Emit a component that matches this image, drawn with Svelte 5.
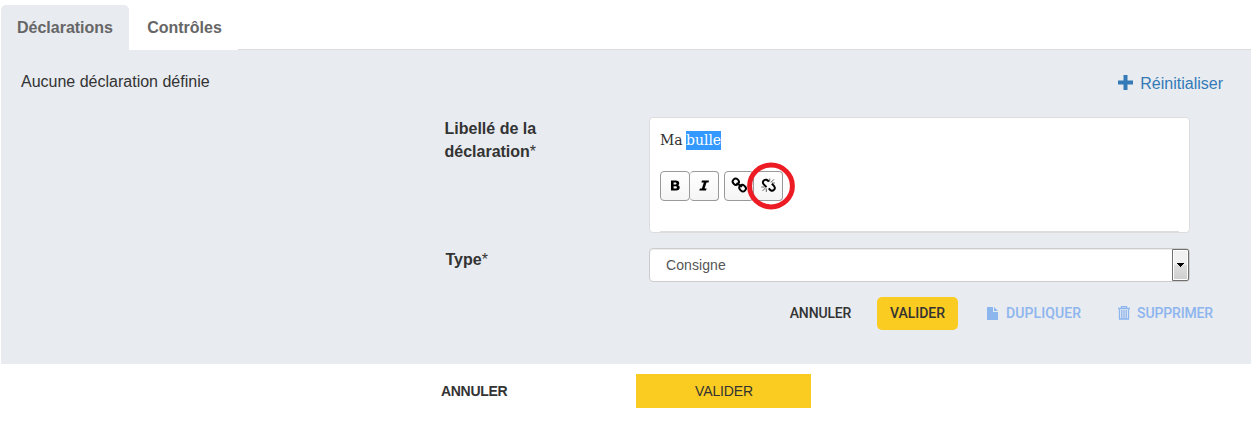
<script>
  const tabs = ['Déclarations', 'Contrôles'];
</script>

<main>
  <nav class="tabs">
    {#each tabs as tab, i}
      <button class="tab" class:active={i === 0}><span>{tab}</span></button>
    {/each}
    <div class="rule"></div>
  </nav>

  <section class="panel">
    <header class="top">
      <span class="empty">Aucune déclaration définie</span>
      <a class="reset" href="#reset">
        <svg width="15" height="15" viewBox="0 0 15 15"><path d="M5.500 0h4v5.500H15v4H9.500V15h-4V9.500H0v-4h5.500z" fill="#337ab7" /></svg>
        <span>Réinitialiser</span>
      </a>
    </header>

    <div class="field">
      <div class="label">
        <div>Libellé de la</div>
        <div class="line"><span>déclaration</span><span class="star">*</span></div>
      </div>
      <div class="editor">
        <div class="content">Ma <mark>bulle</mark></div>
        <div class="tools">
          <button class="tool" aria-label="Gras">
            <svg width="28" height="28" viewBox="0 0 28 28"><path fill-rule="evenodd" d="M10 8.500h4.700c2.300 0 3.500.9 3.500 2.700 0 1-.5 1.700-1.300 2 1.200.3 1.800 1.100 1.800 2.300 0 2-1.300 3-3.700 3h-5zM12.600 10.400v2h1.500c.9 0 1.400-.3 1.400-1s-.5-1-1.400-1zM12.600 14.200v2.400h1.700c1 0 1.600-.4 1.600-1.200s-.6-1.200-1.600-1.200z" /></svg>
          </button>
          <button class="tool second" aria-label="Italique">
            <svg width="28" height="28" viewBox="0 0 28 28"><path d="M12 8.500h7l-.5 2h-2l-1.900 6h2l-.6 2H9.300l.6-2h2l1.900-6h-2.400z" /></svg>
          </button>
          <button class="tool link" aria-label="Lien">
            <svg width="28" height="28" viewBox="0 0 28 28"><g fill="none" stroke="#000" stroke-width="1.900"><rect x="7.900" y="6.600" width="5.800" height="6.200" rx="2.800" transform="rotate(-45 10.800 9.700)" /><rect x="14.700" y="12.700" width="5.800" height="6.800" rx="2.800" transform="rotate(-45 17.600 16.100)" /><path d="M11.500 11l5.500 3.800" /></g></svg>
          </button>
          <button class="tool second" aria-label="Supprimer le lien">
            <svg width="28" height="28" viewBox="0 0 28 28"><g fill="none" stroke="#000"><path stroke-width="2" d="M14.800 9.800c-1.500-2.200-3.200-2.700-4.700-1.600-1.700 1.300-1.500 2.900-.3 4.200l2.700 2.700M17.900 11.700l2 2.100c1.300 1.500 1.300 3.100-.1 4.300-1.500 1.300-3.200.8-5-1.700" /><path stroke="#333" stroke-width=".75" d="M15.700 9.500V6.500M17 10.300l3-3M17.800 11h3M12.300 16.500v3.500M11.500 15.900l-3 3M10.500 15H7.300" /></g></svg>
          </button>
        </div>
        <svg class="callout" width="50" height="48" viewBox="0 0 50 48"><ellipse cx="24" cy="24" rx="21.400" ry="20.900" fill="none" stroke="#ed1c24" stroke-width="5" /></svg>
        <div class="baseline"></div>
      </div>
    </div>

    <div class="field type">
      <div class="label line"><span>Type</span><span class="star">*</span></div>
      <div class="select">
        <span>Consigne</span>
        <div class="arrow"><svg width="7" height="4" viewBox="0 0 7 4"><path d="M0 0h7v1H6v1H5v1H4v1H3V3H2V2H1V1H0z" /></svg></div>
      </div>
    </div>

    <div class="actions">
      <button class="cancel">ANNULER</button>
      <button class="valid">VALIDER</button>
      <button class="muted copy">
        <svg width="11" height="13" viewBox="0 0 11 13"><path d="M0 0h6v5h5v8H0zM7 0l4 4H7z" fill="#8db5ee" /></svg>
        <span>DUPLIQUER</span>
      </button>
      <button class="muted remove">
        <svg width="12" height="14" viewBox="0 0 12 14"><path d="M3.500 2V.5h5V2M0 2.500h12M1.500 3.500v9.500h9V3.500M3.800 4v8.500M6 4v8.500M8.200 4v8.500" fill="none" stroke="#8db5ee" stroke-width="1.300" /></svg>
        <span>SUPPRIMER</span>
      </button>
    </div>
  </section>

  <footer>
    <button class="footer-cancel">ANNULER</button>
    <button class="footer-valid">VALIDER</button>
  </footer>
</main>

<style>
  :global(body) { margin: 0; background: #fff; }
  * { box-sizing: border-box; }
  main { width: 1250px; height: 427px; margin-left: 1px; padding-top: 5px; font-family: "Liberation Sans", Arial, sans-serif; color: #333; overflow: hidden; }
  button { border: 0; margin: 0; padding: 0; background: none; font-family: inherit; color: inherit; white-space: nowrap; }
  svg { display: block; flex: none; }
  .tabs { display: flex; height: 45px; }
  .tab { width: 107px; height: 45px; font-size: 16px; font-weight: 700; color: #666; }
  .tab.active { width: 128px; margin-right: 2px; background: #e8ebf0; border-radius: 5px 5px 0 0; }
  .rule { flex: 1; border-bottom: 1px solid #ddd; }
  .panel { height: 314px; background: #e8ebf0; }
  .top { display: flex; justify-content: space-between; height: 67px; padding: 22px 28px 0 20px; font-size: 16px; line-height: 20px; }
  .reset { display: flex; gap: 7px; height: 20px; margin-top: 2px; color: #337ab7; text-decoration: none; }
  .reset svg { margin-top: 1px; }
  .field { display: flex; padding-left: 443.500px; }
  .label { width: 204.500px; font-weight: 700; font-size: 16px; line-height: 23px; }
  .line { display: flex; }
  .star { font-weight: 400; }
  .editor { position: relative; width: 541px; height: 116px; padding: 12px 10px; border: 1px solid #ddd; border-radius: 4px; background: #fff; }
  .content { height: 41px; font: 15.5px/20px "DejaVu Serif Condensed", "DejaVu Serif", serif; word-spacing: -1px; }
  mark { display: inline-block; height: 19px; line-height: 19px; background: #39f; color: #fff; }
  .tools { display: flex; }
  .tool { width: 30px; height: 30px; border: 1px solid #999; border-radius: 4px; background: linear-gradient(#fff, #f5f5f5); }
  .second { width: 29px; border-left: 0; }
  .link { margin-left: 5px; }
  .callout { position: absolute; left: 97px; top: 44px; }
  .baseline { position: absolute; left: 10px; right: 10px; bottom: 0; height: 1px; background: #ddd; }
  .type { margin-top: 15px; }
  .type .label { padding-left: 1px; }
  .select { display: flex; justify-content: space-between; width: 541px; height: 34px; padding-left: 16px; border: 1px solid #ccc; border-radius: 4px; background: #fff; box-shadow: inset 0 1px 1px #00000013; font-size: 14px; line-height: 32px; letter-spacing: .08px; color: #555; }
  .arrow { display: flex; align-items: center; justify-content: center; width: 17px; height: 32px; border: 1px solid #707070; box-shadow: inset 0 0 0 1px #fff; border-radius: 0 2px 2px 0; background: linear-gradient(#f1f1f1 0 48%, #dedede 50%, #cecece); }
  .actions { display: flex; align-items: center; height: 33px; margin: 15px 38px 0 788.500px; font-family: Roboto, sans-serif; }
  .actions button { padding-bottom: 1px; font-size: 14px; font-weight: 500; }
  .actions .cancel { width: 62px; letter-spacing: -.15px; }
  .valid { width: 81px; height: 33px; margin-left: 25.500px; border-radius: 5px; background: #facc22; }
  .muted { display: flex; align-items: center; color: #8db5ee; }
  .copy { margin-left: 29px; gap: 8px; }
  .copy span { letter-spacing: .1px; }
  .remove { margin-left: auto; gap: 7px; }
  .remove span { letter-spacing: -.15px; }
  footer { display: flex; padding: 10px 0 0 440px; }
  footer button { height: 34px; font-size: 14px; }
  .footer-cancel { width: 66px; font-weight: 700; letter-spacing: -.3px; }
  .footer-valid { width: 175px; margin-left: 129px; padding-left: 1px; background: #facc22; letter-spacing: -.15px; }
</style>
-.-.-
◆ **The request**:
Replicate the material above verbatim; images stay out of the copy.

◆ **Reply to the exercise**:
Emit a component that matches this image, drawn with Svelte 5.
<script>
  const tabs = ['Déclarations', 'Contrôles'];
</script>

<main>
  <nav class="tabs">
    {#each tabs as tab, i}
      <button class="tab" class:active={i === 0}><span>{tab}</span></button>
    {/each}
    <div class="rule"></div>
  </nav>

  <section class="panel">
    <header class="top">
      <span class="empty">Aucune déclaration définie</span>
      <a class="reset" href="#reset">
        <svg width="15" height="15" viewBox="0 0 15 15"><path d="M5.500 0h4v5.500H15v4H9.500V15h-4V9.500H0v-4h5.500z" fill="#337ab7" /></svg>
        <span>Réinitialiser</span>
      </a>
    </header>

    <div class="field">
      <div class="label">
        <div>Libellé de la</div>
        <div class="line"><span>déclaration</span><span class="star">*</span></div>
      </div>
      <div class="editor">
        <div class="content">Ma <mark>bulle</mark></div>
        <div class="tools">
          <button class="tool" aria-label="Gras">
            <svg width="28" height="28" viewBox="0 0 28 28"><path fill-rule="evenodd" d="M10 8.500h4.700c2.300 0 3.500.9 3.500 2.700 0 1-.5 1.700-1.300 2 1.200.3 1.800 1.100 1.800 2.300 0 2-1.300 3-3.700 3h-5zM12.600 10.400v2h1.500c.9 0 1.400-.3 1.400-1s-.5-1-1.400-1zM12.600 14.200v2.400h1.700c1 0 1.600-.4 1.600-1.200s-.6-1.200-1.600-1.200z" /></svg>
          </button>
          <button class="tool second" aria-label="Italique">
            <svg width="28" height="28" viewBox="0 0 28 28"><path d="M12 8.500h7l-.5 2h-2l-1.900 6h2l-.6 2H9.300l.6-2h2l1.900-6h-2.400z" /></svg>
          </button>
          <button class="tool link" aria-label="Lien">
            <svg width="28" height="28" viewBox="0 0 28 28"><g fill="none" stroke="#000" stroke-width="1.900"><rect x="7.900" y="6.600" width="5.800" height="6.200" rx="2.800" transform="rotate(-45 10.800 9.700)" /><rect x="14.700" y="12.700" width="5.800" height="6.800" rx="2.800" transform="rotate(-45 17.600 16.100)" /><path d="M11.500 11l5.500 3.800" /></g></svg>
          </button>
          <button class="tool second" aria-label="Supprimer le lien">
            <svg width="28" height="28" viewBox="0 0 28 28"><g fill="none" stroke="#000"><path stroke-width="2" d="M14.800 9.800c-1.500-2.200-3.200-2.700-4.700-1.600-1.700 1.300-1.500 2.900-.3 4.200l2.700 2.700M17.900 11.700l2 2.100c1.300 1.500 1.300 3.100-.1 4.300-1.500 1.300-3.200.8-5-1.700" /><path stroke="#333" stroke-width=".75" d="M15.700 9.500V6.500M17 10.300l3-3M17.800 11h3M12.300 16.500v3.500M11.500 15.900l-3 3M10.500 15H7.300" /></g></svg>
          </button>
        </div>
        <svg class="callout" width="50" height="48" viewBox="0 0 50 48"><ellipse cx="24" cy="24" rx="21.400" ry="20.900" fill="none" stroke="#ed1c24" stroke-width="5" /></svg>
        <div class="baseline"></div>
      </div>
    </div>

    <div class="field type">
      <div class="label line"><span>Type</span><span class="star">*</span></div>
      <div class="select">
        <span>Consigne</span>
        <div class="arrow"><svg width="7" height="4" viewBox="0 0 7 4"><path d="M0 0h7v1H6v1H5v1H4v1H3V3H2V2H1V1H0z" /></svg></div>
      </div>
    </div>

    <div class="actions">
      <button class="cancel">ANNULER</button>
      <button class="valid">VALIDER</button>
      <button class="muted copy">
        <svg width="11" height="13" viewBox="0 0 11 13"><path d="M0 0h6v5h5v8H0zM7 0l4 4H7z" fill="#8db5ee" /></svg>
        <span>DUPLIQUER</span>
      </button>
      <button class="muted remove">
        <svg width="12" height="14" viewBox="0 0 12 14"><path d="M3.500 2V.5h5V2M0 2.500h12M1.500 3.500v9.500h9V3.500M3.800 4v8.500M6 4v8.500M8.200 4v8.500" fill="none" stroke="#8db5ee" stroke-width="1.300" /></svg>
        <span>SUPPRIMER</span>
      </button>
    </div>
  </section>

  <footer>
    <button class="footer-cancel">ANNULER</button>
    <button class="footer-valid">VALIDER</button>
  </footer>
</main>

<style>
  :global(body) { margin: 0; background: #fff; }
  * { box-sizing: border-box; }
  main { width: 1250px; height: 427px; margin-left: 1px; padding-top: 5px; font-family: "Liberation Sans", Arial, sans-serif; color: #333; overflow: hidden; }
  button { border: 0; margin: 0; padding: 0; background: none; font-family: inherit; color: inherit; white-space: nowrap; }
  svg { display: block; flex: none; }
  .tabs { display: flex; height: 45px; }
  .tab { width: 107px; height: 45px; font-size: 16px; font-weight: 700; color: #666; }
  .tab.active { width: 128px; margin-right: 2px; background: #e8ebf0; border-radius: 5px 5px 0 0; }
  .rule { flex: 1; border-bottom: 1px solid #ddd; }
  .panel { height: 314px; background: #e8ebf0; }
  .top { display: flex; justify-content: space-between; height: 67px; padding: 22px 28px 0 20px; font-size: 16px; line-height: 20px; }
  .reset { display: flex; gap: 7px; height: 20px; margin-top: 2px; color: #337ab7; text-decoration: none; }
  .reset svg { margin-top: 1px; }
  .field { display: flex; padding-left: 443.500px; }
  .label { width: 204.500px; font-weight: 700; font-size: 16px; line-height: 23px; }
  .line { display: flex; }
  .star { font-weight: 400; }
  .editor { position: relative; width: 541px; height: 116px; padding: 12px 10px; border: 1px solid #ddd; border-radius: 4px; background: #fff; }
  .content { height: 41px; font: 15.5px/20px "DejaVu Serif Condensed", "DejaVu Serif", serif; word-spacing: -1px; }
  mark { display: inline-block; height: 19px; line-height: 19px; background: #39f; color: #fff; }
  .tools { display: flex; }
  .tool { width: 30px; height: 30px; border: 1px solid #999; border-radius: 4px; background: linear-gradient(#fff, #f5f5f5); }
  .second { width: 29px; border-left: 0; }
  .link { margin-left: 5px; }
  .callout { position: absolute; left: 97px; top: 44px; }
  .baseline { position: absolute; left: 10px; right: 10px; bottom: 0; height: 1px; background: #ddd; }
  .type { margin-top: 15px; }
  .type .label { padding-left: 1px; }
  .select { display: flex; justify-content: space-between; width: 541px; height: 34px; padding-left: 16px; border: 1px solid #ccc; border-radius: 4px; background: #fff; box-shadow: inset 0 1px 1px #00000013; font-size: 14px; line-height: 32px; letter-spacing: .08px; color: #555; }
  .arrow { display: flex; align-items: center; justify-content: center; width: 17px; height: 32px; border: 1px solid #707070; box-shadow: inset 0 0 0 1px #fff; border-radius: 0 2px 2px 0; background: linear-gradient(#f1f1f1 0 48%, #dedede 50%, #cecece); }
  .actions { display: flex; align-items: center; height: 33px; margin: 15px 38px 0 788.500px; font-family: Roboto, sans-serif; }
  .actions button { padding-bottom: 1px; font-size: 14px; font-weight: 500; }
  .actions .cancel { width: 62px; letter-spacing: -.15px; }
  .valid { width: 81px; height: 33px; margin-left: 25.500px; border-radius: 5px; background: #facc22; }
  .muted { display: flex; align-items: center; color: #8db5ee; }
  .copy { margin-left: 29px; gap: 8px; }
  .copy span { letter-spacing: .1px; }
  .remove { margin-left: auto; gap: 7px; }
  .remove span { letter-spacing: -.15px; }
  footer { display: flex; padding: 10px 0 0 440px; }
  footer button { height: 34px; font-size: 14px; }
  .footer-cancel { width: 66px; font-weight: 700; letter-spacing: -.3px; }
  .footer-valid { width: 175px; margin-left: 129px; padding-left: 1px; background: #facc22; letter-spacing: -.15px; }
</style>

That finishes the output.